2. When, for various trades with related parties, there is no verification of reasonable necessity for the trade, or of the legality of the decision-making process for the trade, or the reasonableness of the price or the payment or receipt of funds (including comparison with non-related parties or same industry parties).
In the same subparagraph, "has not been rectified" means the aforementioned circumstances still exists on the date on which the TSEC receives the application of listing of its securities.
Article 27 As used in Article 28-8, paragraph 1, subparagraph 4, "actions violating the principle of good faith" means that any of the following circumstances applies to a foreign issuer or a company controlled by it that is applying for a primary listing, or by an incumbent director, supervisor, general manager, or de facto responsible person of the issuer or controlled company:
1. Being in arrears in the repayment of any loan extended to it by a financial institution.

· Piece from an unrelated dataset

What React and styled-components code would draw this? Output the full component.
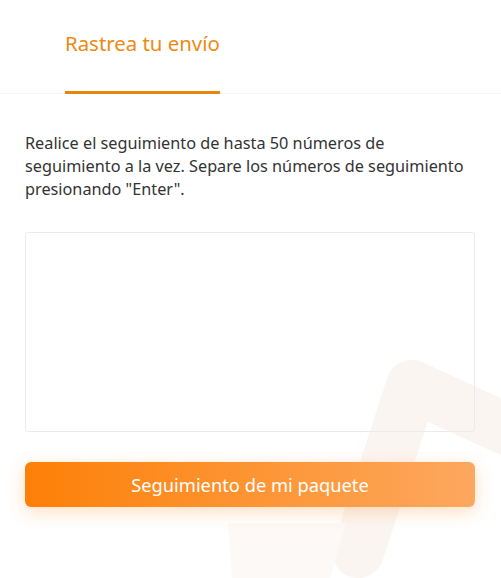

2. Having had a judgment issued against it for violation of the applicable laws of the place or country of its registration.
3. Having violated the matters declared in the declaration it submitted at the time of application.
4. Having been involved in misrepresentation or suffered a loss of credit, causing damage to the interests of the company, the rights and interests of its shareholders, or the public interest.
5. The circumstances under subparagraphs 1 through 3 above do not fall within the scope of this provision when they are not material or occurred due to reasonable cause.